By now our army was pushing the Germans back out of France. On 9th Mary, 1945, the war in Europe had come to an end. We were dancing at the Trocadero on VE night and had a grandstand view of the celebrations in Piccadilly. It was a great night with the crowd singing and dancing. Hitler was supposed to have committed suicide or been blown up in his bunker. The Japs were still carrying on but the first atom bomb fell on Hiroshima and that finished the Japs. Peace at last and no longer any worry about air raids. Rationing on food and clothes still continued, and we were still digging for victory on the allotments!

Hibberds continued with the bridge-laying equipment until their stocks were used up. As they gradually returned to their peacetime work, I was promoted to foreman. However, I did not like the job and I returned to Swift and Swallow in May 1946. I was welcomed back as I knew how to assemble their machines. I became a charge-hand, just showing other people how to do the work.

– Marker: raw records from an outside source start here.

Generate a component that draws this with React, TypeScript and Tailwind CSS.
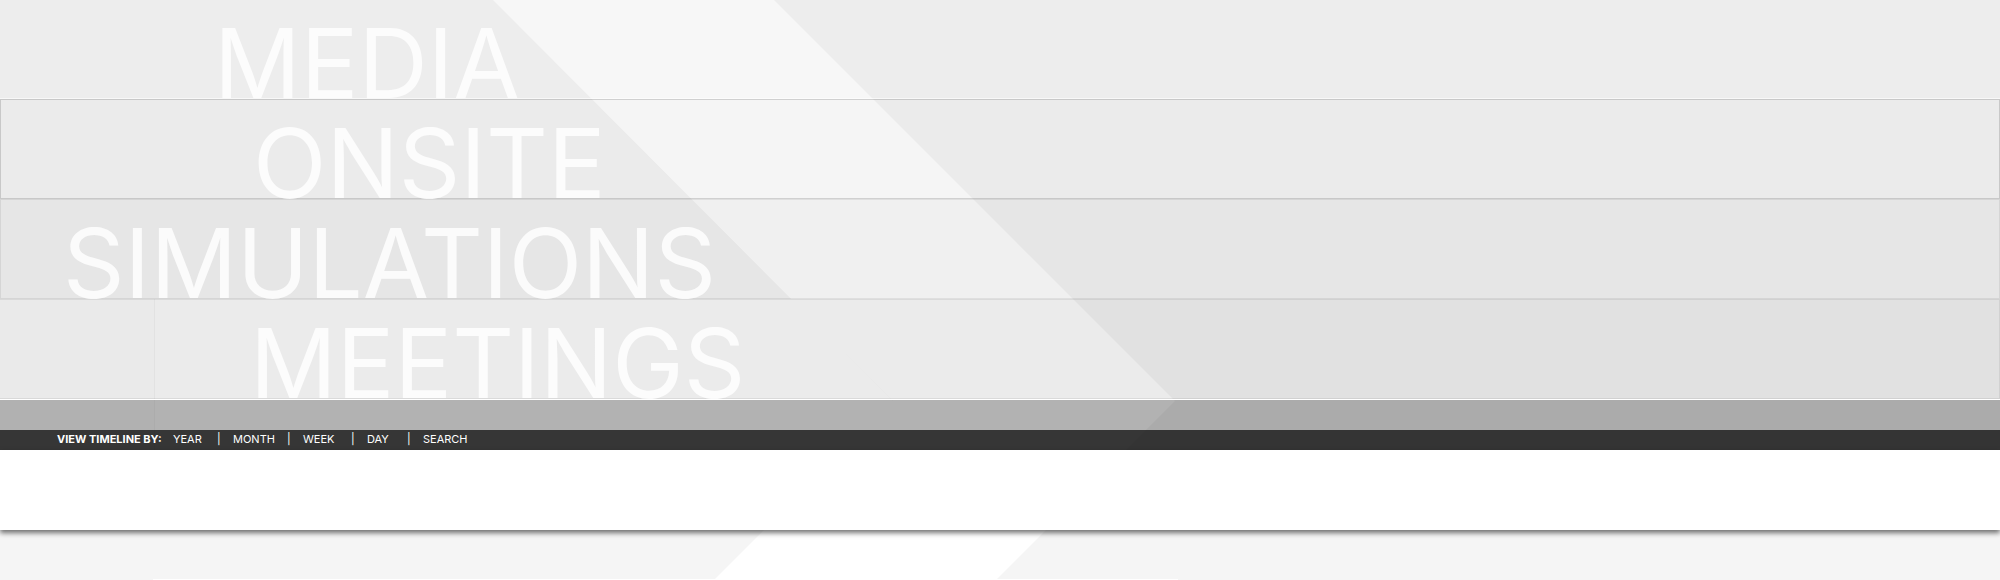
const rows = [
  { label: "MEDIA", row: "h-[99px] bg-black/3 border-b border-b-white/60", pad: "pl-[214px]" },
  { label: "ONSITE", row: "h-[100px] bg-black/4 border border-black/15", pad: "pl-[252px]" },
  { label: "SIMULATIONS", row: "h-[100px] bg-black/6 border border-black/7", pad: "pl-[62px]" },
  { label: "MEETINGS", row: "h-[100px] bg-black/8 border-y border-r border-black/7", pad: "pl-[250px]" },
];

const periods = [
  { label: "YEAR", width: "w-[44px]" },
  { label: "MONTH", width: "w-[54px]" },
  { label: "WEEK", width: "w-[48px]" },
  { label: "DAY", width: "w-[40px]" },
  { label: "SEARCH", width: "w-[60px]" },
];

function Backdrop() {
  return (
    <svg className="absolute left-0 top-0 -z-10" width="1200" height="580" viewBox="0 0 1200 580" aria-hidden="true">
      <path d="M493 0H774L1175 401L996 580H714L893 401Z" fill="#fff" />
      <path d="M0 299H792L893 401L900 450H0Z" fill="#fff" />
      <path d="M0 299H155V450H0Z" fill="#000" fillOpacity="0.004" />
      <path d="M154 299H155V450H154Z" fill="#000" fillOpacity="0.03" />
    </svg>
  );
}

export default function App() {
  return (
    <div className="relative isolate min-h-screen overflow-hidden bg-[#f5f5f5] font-['Inter',sans-serif]">
      <Backdrop />
      <main>
        {rows.map((r) => (
          <section key={r.label} className={r.row}>
            <h2 className={`pt-[25px] text-[96px] leading-[76px] font-normal whitespace-nowrap text-white/85 ${r.pad}`}>{r.label}</h2>
          </section>
        ))}
        <div className="h-[31px] border-t border-t-white bg-black/30 bg-clip-padding" />
        <nav className="flex h-5 items-start bg-black/79 pl-[57px] text-[11px] leading-[18px] text-white" aria-label="Timeline">
          <span className="w-[116px] font-bold whitespace-nowrap">VIEW TIMELINE BY:</span>
          {periods.map((p, i) => (
            <div key={p.label} className="flex">
              {i > 0 && <span className="w-4">|</span>}
              <a href="#" className={p.width}>{p.label}</a>
            </div>
          ))}
        </nav>
        <div className="h-20 bg-white shadow-[0_3px_5px_rgba(0,0,0,0.55)]" />
        <div className="mt-[49px] ml-[153px] h-px w-[1025px] bg-white" />
      </main>
    </div>
  );
}
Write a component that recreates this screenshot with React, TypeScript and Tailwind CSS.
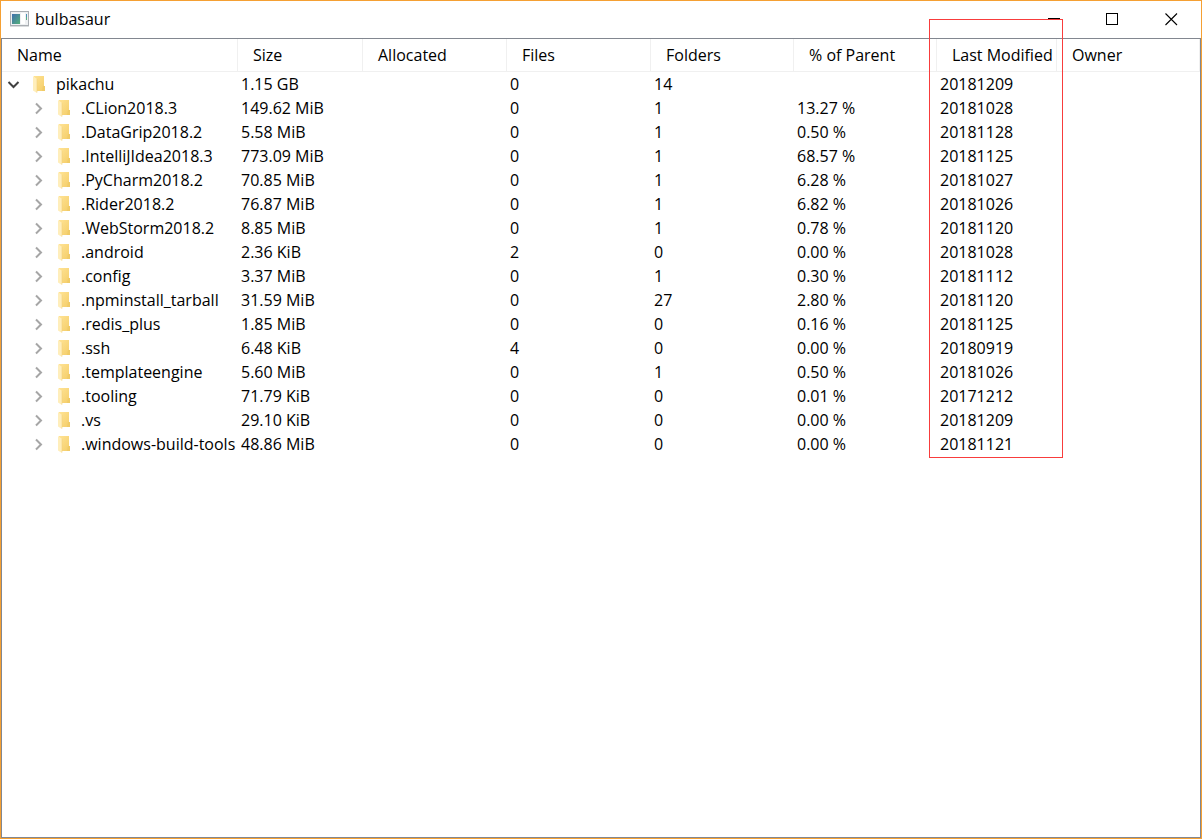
import React, { useState } from 'react';

interface Entry {
  name: string;
  size: string;
  files: number;
  folders: number;
  percent: string;
  modified: string;
}

const root: Entry = { name: 'pikachu', size: '1.15 GB', files: 0, folders: 14, percent: '', modified: '20181209' };

const children: Entry[] = [
  { name: '.CLion2018.3', size: '149.62 MiB', files: 0, folders: 1, percent: '13.27 %', modified: '20181028' },
  { name: '.DataGrip2018.2', size: '5.58 MiB', files: 0, folders: 1, percent: '0.50 %', modified: '20181128' },
  { name: '.IntelliJIdea2018.3', size: '773.09 MiB', files: 0, folders: 1, percent: '68.57 %', modified: '20181125' },
  { name: '.PyCharm2018.2', size: '70.85 MiB', files: 0, folders: 1, percent: '6.28 %', modified: '20181027' },
  { name: '.Rider2018.2', size: '76.87 MiB', files: 0, folders: 1, percent: '6.82 %', modified: '20181026' },
  { name: '.WebStorm2018.2', size: '8.85 MiB', files: 0, folders: 1, percent: '0.78 %', modified: '20181120' },
  { name: '.android', size: '2.36 KiB', files: 2, folders: 0, percent: '0.00 %', modified: '20181028' },
  { name: '.config', size: '3.37 MiB', files: 0, folders: 1, percent: '0.30 %', modified: '20181112' },
  { name: '.npminstall_tarball', size: '31.59 MiB', files: 0, folders: 27, percent: '2.80 %', modified: '20181120' },
  { name: '.redis_plus', size: '1.85 MiB', files: 0, folders: 0, percent: '0.16 %', modified: '20181125' },
  { name: '.ssh', size: '6.48 KiB', files: 4, folders: 0, percent: '0.00 %', modified: '20180919' },
  { name: '.templateengine', size: '5.60 MiB', files: 0, folders: 1, percent: '0.50 %', modified: '20181026' },
  { name: '.tooling', size: '71.79 KiB', files: 0, folders: 0, percent: '0.01 %', modified: '20171212' },
  { name: '.vs', size: '29.10 KiB', files: 0, folders: 0, percent: '0.00 %', modified: '20181209' },
  { name: '.windows-build-tools', size: '48.86 MiB', files: 0, folders: 0, percent: '0.00 %', modified: '20181121' },
];

const columns = [
  { label: 'Name', width: 'w-[236px]' },
  { label: 'Size', width: 'w-[125px]' },
  { label: 'Allocated', width: 'w-[144px]' },
  { label: 'Files', width: 'w-[144px]' },
  { label: 'Folders', width: 'w-[143px]' },
  { label: '% of Parent', width: 'w-[143px]' },
  { label: 'Last Modified', width: 'w-[120px]' },
  { label: 'Owner', width: 'w-auto' },
];

const AppIcon = () => (
  <svg width="19" height="16" viewBox="0 0 19 16" aria-hidden="true">
    <defs>
      <linearGradient id="pane" x1="0" y1="0" x2="1" y2="1">
        <stop offset="0" stopColor="#3f6fae" />
        <stop offset="1" stopColor="#55b07a" />
      </linearGradient>
    </defs>
    <rect x="0.5" y="0.5" width="18" height="14" fill="#eef0f2" stroke="#a9adb2" />
    <rect x="2" y="3" width="8" height="10" fill="url(#pane)" />
    <rect x="11" y="2" width="4" height="11" fill="#ffffff" />
    <rect x="16" y="3" width="1" height="3" fill="#4d8fb5" />
    <rect x="16" y="6" width="1" height="3" fill="#58ad83" />
    <rect x="0" y="15" width="19" height="1" fill="#d9dbdd" />
  </svg>
);

const FolderIcon = () => (
  <svg width="13" height="17" viewBox="0 0 13 17" className="shrink-0" aria-hidden="true">
    <defs>
      <linearGradient id="folder" x1="0" y1="0" x2="1" y2="1">
        <stop offset="0" stopColor="#ffe394" />
        <stop offset="1" stopColor="#f4cd68" />
      </linearGradient>
    </defs>
    <path d="M1 0H11V10H12V15H1Z" fill="url(#folder)" />
    <path d="M10 10H12V15H9Z" fill="#f0cb68" />
    <path d="M0 0L4 3V17L0 14.500Z" fill="#ffeebb" />
    <path d="M4 3V16.500" stroke="#f1d27c" strokeWidth="0.600" />
  </svg>
);

interface RowProps {
  entry: Entry;
  nested?: boolean;
  open?: boolean;
  onToggle?: () => void;
}

const Row: React.FC<RowProps> = ({ entry, nested, open, onToggle }) => (
  <tr className="h-6">
    <td className="p-0">
      <div className={`flex items-center ${nested ? 'pl-[30px]' : 'pl-[5px]'}`}>
        <button type="button" onClick={onToggle} aria-label={`Toggle ${entry.name}`} aria-expanded={!!open} className="mr-[13px] flex size-[13px] items-center justify-center">
          {open ? (
            <svg width="13" height="13" viewBox="0 0 13 13" fill="none" stroke="#404040" strokeWidth="2">
              <path d="M1.500 4L6.500 9L11.500 4" />
            </svg>
          ) : (
            <svg width="13" height="13" viewBox="0 0 13 13" fill="none" stroke="#a6a6a6" strokeWidth="2">
              <path d="M4 1.500L9 6.500L4 11.500" />
            </svg>
          )}
        </button>
        <FolderIcon />
        <span className="ml-[10px] whitespace-nowrap">{entry.name}</span>
      </div>
    </td>
    <td className="p-0 pl-[3px]">{entry.size}</td>
    <td className="p-0" />
    <td className="p-0 pl-[3px]">{entry.files}</td>
    <td className="p-0 pl-[3px]">{entry.folders}</td>
    <td className="p-0 pl-[3px]">{entry.percent}</td>
    <td className="p-0 pl-[3px]">{entry.modified}</td>
    <td className="p-0" />
  </tr>
);

const App: React.FC = () => {
  const [open, setOpen] = useState(true);

  return (
    <div className="relative flex min-h-screen flex-col border border-[#f5a033] bg-white font-['Open_Sans','Noto_Sans',sans-serif] text-[16px] leading-6 text-black">
      <header className="flex h-[37px] items-stretch">
        <div className="flex flex-1 items-center gap-[6px] pb-px pl-[9px]">
          <AppIcon />
          <h1 className="text-[16px]">bulbasaur</h1>
        </div>
        <button type="button" aria-label="Minimize" className="flex w-[59px] items-center justify-center">
          <svg width="13" height="13" viewBox="0 0 13 13">
            <rect x="1" y="5" width="12" height="1" fill="#000" />
          </svg>
        </button>
        <button type="button" aria-label="Maximize" className="flex w-[59px] items-center justify-center">
          <svg width="13" height="13" viewBox="0 0 13 13">
            <rect x="0.5" y="0.5" width="11" height="11" fill="none" stroke="#000" />
          </svg>
        </button>
        <button type="button" aria-label="Close" className="flex w-[59px] items-center justify-center">
          <svg width="13" height="13" viewBox="0 0 13 13">
            <path d="M0.500 0.500L12 12M12 0.500L0.500 12" stroke="#000" strokeWidth="1.100" />
          </svg>
        </button>
      </header>

      <main className="flex-1 border border-[#828790]">
        <table className="w-full table-fixed border-separate border-spacing-0">
          <thead>
            <tr className="h-[33px]">
              {columns.map((col) => (
                <th
                  key={col.label}
                  scope="col"
                  className={`border-r border-b border-[#f0f0f0] p-0 pl-[15px] text-left font-normal whitespace-nowrap ${col.width}`}
                >
                  {col.label}
                </th>
              ))}
            </tr>
          </thead>
          <tbody>
            <Row entry={root} open={open} onToggle={() => setOpen(!open)} />
            {open && children.map((entry) => <Row key={entry.name} entry={entry} nested />)}
          </tbody>
        </table>
      </main>

      {/* highlight around the Last Modified column */}
      <div className="pointer-events-none absolute top-[18px] left-[928px] h-[439px] w-[134px] border border-[#f83c3c]" />
    </div>
  );
};

export default App;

The company took over Short Bros. factory at Lewisham for the manufacture of sausage-making machines. The North Circular Road works became a repair depot, and sometimes I had to travel around by train or bus even as far as the south coast to repair machines on site. The company was expanding rapidly, establishing a large sales staff and opening depots all over the country. A number of de-mobbed men came to Swifts as trained and were later transferred to the Service Department, which moved to Lewisham and the North Circular works were closed.